WHAT THIS TASK INVOLVES →
Using the records that follow, reproduce exactly the lines starting at the line containing "Rebuild this table" and ending at the line containing "const xOf = (y: number)". Include both end lines and no pictures.

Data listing
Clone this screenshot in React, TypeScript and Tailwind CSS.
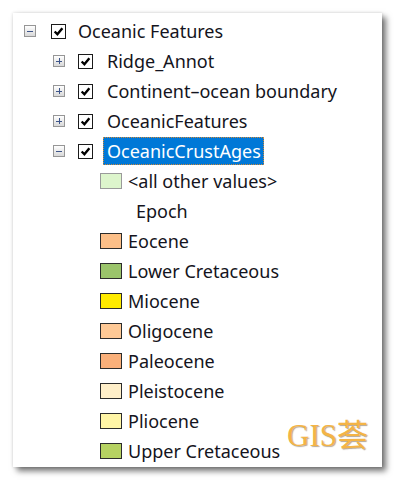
import React from "react";

function Expander({ open }: { open: boolean }) {
  return (
    <div className="w-[12px] h-[12px] border border-[#969696] bg-gradient-to-b from-white to-[#d8d8d8] flex items-center justify-center relative shrink-0">
      <div className="absolute w-[6px] h-[1px] bg-[#3e5589]" />
      {!open && <div className="absolute w-[1px] h-[6px] bg-[#3e5589]" />}
    </div>
  );
}

function Check() {
  return (
    <div className="w-[15px] h-[15px] border-[1.5px] border-[#1a1a1a] bg-white flex items-center justify-center shrink-0">
      <svg width="11" height="11" viewBox="0 0 10 10">
        <path d="M1.5 5 L4 7.5 L8.5 2" fill="none" stroke="#000" strokeWidth="2.2" />
      </svg>
    </div>
  );
}

const legend: [string, string][] = [
  ["Eocene", "#fcbf88"],
  ["Lower Cretaceous", "#9bc46b"],
  ["Miocene", "#ffeb00"],
  ["Oligocene", "#fec996"],
  ["Paleocene", "#fab07a"],
  ["Pleistocene", "#ffefc9"],
  ["Pliocene", "#fff5a6"],
  ["Upper Cretaceous", "#b6d262"],
];

export default function App() {
  return (
    <div className="w-[394px] h-[481px] bg-white pl-[13px] pt-[13px]" style={{ fontFamily: '"Noto Sans", sans-serif' }}>
      <div className="relative w-[369px] h-[454px] bg-white shadow-[4px_4px_6px_rgba(0,0,0,0.55),0_0_3px_rgba(0,0,0,0.15)] pt-[3px] text-[18px] text-[#141420] leading-none">
        <div className="flex items-center h-[30px] pl-[11px]">
          <Expander open />
          <div className="ml-[15px]"><Check /></div>
          <span className="ml-[12px]">Oceanic Features</span>
        </div>
        {["Ridge_Annot", "Continent–ocean boundary", "OceanicFeatures"].map((t) => (
          <div key={t} className="flex items-center h-[30px] pl-[40px]">
            <Expander open={false} />
            <div className="ml-[13px]"><Check /></div>
            <span className="ml-[14px]">{t}</span>
          </div>
        ))}
        <div className="flex items-center h-[30px] pl-[40px]">
          <Expander open />
          <div className="ml-[13px]"><Check /></div>
          <span className="ml-[10px] h-[28px] flex items-center pl-[3px] pr-[2px] bg-[#0078d7] text-white border border-dotted border-[#d08a3a]">OceanicCrustAges</span>
        </div>
        <div className="flex items-center h-[30px] pl-[87px]">
          <div className="w-[22px] h-[16px] border border-[#9a9a9a] bg-[#ddf5cc] shrink-0" />
          <span className="ml-[6px]">&lt;all other values&gt;</span>
        </div>
        <div className="flex items-center h-[30px] pl-[123px]">
          <span>Epoch</span>
        </div>
        {legend.map(([t, c]) => (
          <div key={t} className="flex items-center h-[30px] pl-[87px]">
            <div className="w-[22px] h-[16px] border border-[#2b2b2b] shrink-0" style={{ backgroundColor: c }} />
            <span className="ml-[6px]">{t}</span>
          </div>
        ))}
        <div
          className="absolute left-[274px] top-[407px] text-[31px] text-[#f4b446] leading-none"
          style={{ fontFamily: '"Liberation Serif", "Noto Sans CJK SC", serif', textShadow: "1px 1px 1px rgba(90,60,20,0.45)" }}
        >
          GIS荟
        </div>
      </div>
    </div>
  );
}
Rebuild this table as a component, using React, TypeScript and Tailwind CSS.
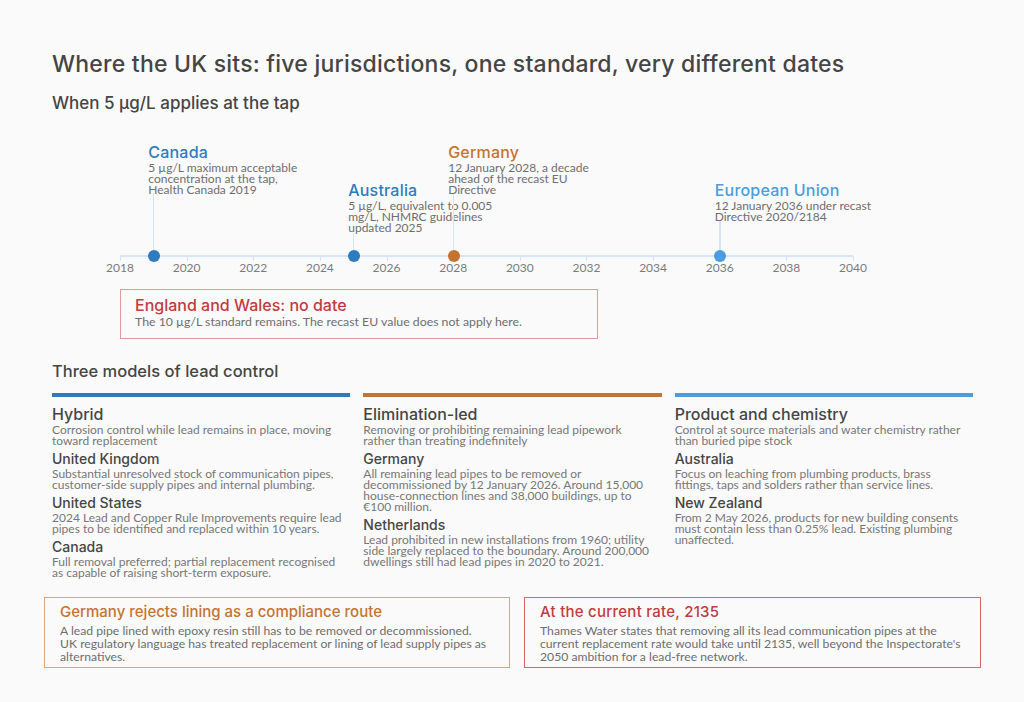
import React from "react";

const H = "font-['Inter','Noto_Sans',sans-serif]";
const B = "font-['Lato','Liberation_Sans',sans-serif]";

const X0 = 68; // axis left within content
const PX = 733 / 22;
const xOf = (y: number) => X0 + (y - 2018) * PX;

type Ev = { year: number; name: string; lines: string[]; color: string; top: number; lineTop: number };
const events: Ev[] = [
  { year: 2019, name: "Canada", lines: ["5 µg/L maximum acceptable", "concentration at the tap,", "Health Canada 2019"], color: "#2f7bbf", top: 2, lineTop: 53 },
  { year: 2025, name: "Australia", lines: ["5 µg/L, equivalent to 0.005", "mg/L, NHMRC guidelines", "updated 2025"], color: "#2f7bbf", top: 40, lineTop: 93 },
  { year: 2028, name: "Germany", lines: ["12 January 2028, a decade", "ahead of the recast EU", "Directive"], color: "#c47430", top: 2, lineTop: 53 },
  { year: 2036, name: "European Union", lines: ["12 January 2036 under recast", "Directive 2020/2184"], color: "#4a9de0", top: 40, lineTop: 80 },
];

const years = [2018, 2020, 2022, 2024, 2026, 2028, 2030, 2032, 2034, 2036, 2038, 2040];

type Item = { h: string; lines: string[] };
type Col = { color: string; title: string; desc: string[]; items: Item[] };
const cols: Col[] = [
  {
    color: "#2f7bbf",
    title: "Hybrid",
    desc: ["Corrosion control while lead remains in place, moving", "toward replacement"],
    items: [
      { h: "United Kingdom", lines: ["Substantial unresolved stock of communication pipes,", "customer-side supply pipes and internal plumbing."] },
      { h: "United States", lines: ["2024 Lead and Copper Rule Improvements require lead", "pipes to be identified and replaced within 10 years."] },
      { h: "Canada", lines: ["Full removal preferred; partial replacement recognised", "as capable of raising short-term exposure."] },
    ],
  },
  {
    color: "#c47430",
    title: "Elimination-led",
    desc: ["Removing or prohibiting remaining lead pipework", "rather than treating indefinitely"],
    items: [
      {
        h: "Germany",
        lines: [
          "All remaining lead pipes to be removed or",
          "decommissioned by 12 January 2026. Around 15,000",
          "house-connection lines and 38,000 buildings, up to",
          "€100 million.",
        ],
      },
      {
        h: "Netherlands",
        lines: [
          "Lead prohibited in new installations from 1960; utility",
          "side largely replaced to the boundary. Around 200,000",
          "dwellings still had lead pipes in 2020 to 2021.",
        ],
      },
    ],
  },
  {
    color: "#4a9de0",
    title: "Product and chemistry",
    desc: ["Control at source materials and water chemistry rather", "than buried pipe stock"],
    items: [
      { h: "Australia", lines: ["Focus on leaching from plumbing products, brass", "fittings, taps and solders rather than service lines."] },
      {
        h: "New Zealand",
        lines: ["From 2 May 2026, products for new building consents", "must contain less than 0.25% lead. Existing plumbing", "unaffected."],
      },
    ],
  },
];

function Lines({ lines, className }: { lines: string[]; className: string }) {
  return (
    <div className={className}>
      {lines.map((l) => (
        <div key={l} className="whitespace-nowrap">
          {l}
        </div>
      ))}
    </div>
  );
}

export default function App() {
  return (
    <div className="relative w-[1024px] h-[702px] bg-[#fafafa] overflow-hidden">
      <div className="pl-[52px] pr-[51px] pt-[50px]">
        <h1 className={`${H} text-[23px] leading-[28px] font-medium tracking-[0.22px] text-[#454545] whitespace-nowrap`}>
          Where the UK sits: five jurisdictions, one standard, very different dates
        </h1>
        <h2 className={`${H} mt-[14px] text-[17px] leading-[22px] font-medium text-[#454545]`}>
          When 5 µg/L applies at the tap
        </h2>

        {/* Timeline chart */}
        <div className="relative mt-[26px] h-[140px]">
          <div className="absolute top-[115px] h-[2px] bg-[#d6e6f6]" style={{ left: X0, width: 733 }} />
          {years.map((y) => (
            <React.Fragment key={y}>
              <div className="absolute top-[116px] h-[5px] w-[1px] bg-[#d6e6f6]" style={{ left: xOf(y) }} />
              <div
                className={`${B} absolute top-[121px] w-[40px] -ml-[20px] text-center text-[12px] leading-[14px] text-[#7a7a7a]`}
                style={{ left: xOf(y) }}
              >
                {y}
              </div>
            </React.Fragment>
          ))}
          {events.map((e) => (
            <React.Fragment key={e.name}>
              <div
                className="absolute w-[1.5px] bg-[#d6e6f6]"
                style={{ left: xOf(e.year) - 0.5, top: e.lineTop, height: 116 - e.lineTop }}
              />
              <div
                className="absolute top-[110px] h-[12px] w-[12px] -ml-[6px] rounded-full"
                style={{ left: xOf(e.year) + 0.5, backgroundColor: e.color }}
              />
              <div className="absolute" style={{ left: xOf(e.year) - 5, top: e.top }}>
                <div className={`${H} text-[16px] leading-[20px] font-medium tracking-[0.2px]`} style={{ color: e.color }}>
                  {e.name}
                </div>
                <Lines lines={e.lines} className={`${B} text-[12px] leading-[11px] text-[#6e6e6e]`} />
              </div>
            </React.Fragment>
          ))}
        </div>

        {/* England box */}
        <div className="mt-[9px] ml-[68px] w-[478px] h-[50px] border border-[#e39a9c] px-[14px] pt-[5px]">
          <div className={`${H} text-[16px] leading-[20px] font-medium text-[#c23b3f]`}>England and Wales: no date</div>
          <div className={`${B} text-[12.3px] leading-[14px] text-[#6e6e6e]`}>
            The 10 µg/L standard remains. The recast EU value does not apply here.
          </div>
        </div>

        <h2 className={`${H} mt-[21px] text-[16.5px] leading-[22px] font-medium text-[#454545]`}>
          Three models of lead control
        </h2>

        <div className="mt-[11px] grid grid-cols-3 gap-x-[13px]">
          {cols.map((c) => (
            <div key={c.title}>
              <div className="h-[4px]" style={{ backgroundColor: c.color }} />
              <div className={`${H} mt-[7px] text-[16px] leading-[20px] font-medium text-[#454545]`}>{c.title}</div>
              <Lines lines={c.desc} className={`${B} text-[12px] leading-[11px] text-[#777]`} />
              {c.items.map((it) => (
                <div key={it.h} className="mt-[4px]">
                  <div className={`${H} text-[14px] leading-[18px] font-medium text-[#454545]`}>{it.h}</div>
                  <Lines lines={it.lines} className={`${B} text-[12px] leading-[11px] text-[#777]`} />
                </div>
              ))}
            </div>
          ))}
        </div>
      </div>

      {/* Bottom boxes */}
      <div className="absolute top-[597px] left-0 w-[1024px] pl-[44px] pr-[43px]">
        <div className="grid grid-cols-[466px_457px] gap-x-[14px]">
          <div className="h-[71px] border border-[#e0a574] px-[15px] pt-[4px]">
            <div className={`${H} text-[15px] leading-[20px] font-medium text-[#c47430]`}>
              Germany rejects lining as a compliance route
            </div>
            <Lines
              className={`${B} mt-[2px] text-[12.2px] leading-[13px] text-[#6e6e6e]`}
              lines={[
                "A lead pipe lined with epoxy resin still has to be removed or decommissioned.",
                "UK regulatory language has treated replacement or lining of lead supply pipes as",
                "alternatives.",
              ]}
            />
          </div>
          <div className="h-[71px] border border-[#d9666a] px-[15px] pt-[4px]">
            <div className={`${H} text-[15px] leading-[20px] font-medium tracking-[0.25px] text-[#c23b3f]`}>At the current rate, 2135</div>
            <Lines
              className={`${B} mt-[2px] text-[12.2px] leading-[13px] text-[#6e6e6e]`}
              lines={[
                "Thames Water states that removing all its lead communication pipes at the",
                "current replacement rate would take until 2135, well beyond the Inspectorate's",
                "2050 ambition for a lead-free network.",
              ]}
            />
          </div>
        </div>
      </div>
    </div>
  );
}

WRITTEN RESPONSE →
Rebuild this table as a component, using React, TypeScript and Tailwind CSS.
import React from "react";

const H = "font-['Inter','Noto_Sans',sans-serif]";
const B = "font-['Lato','Liberation_Sans',sans-serif]";

const X0 = 68; // axis left within content
const PX = 733 / 22;
const xOf = (y: number) => X0 + (y - 2018) * PX;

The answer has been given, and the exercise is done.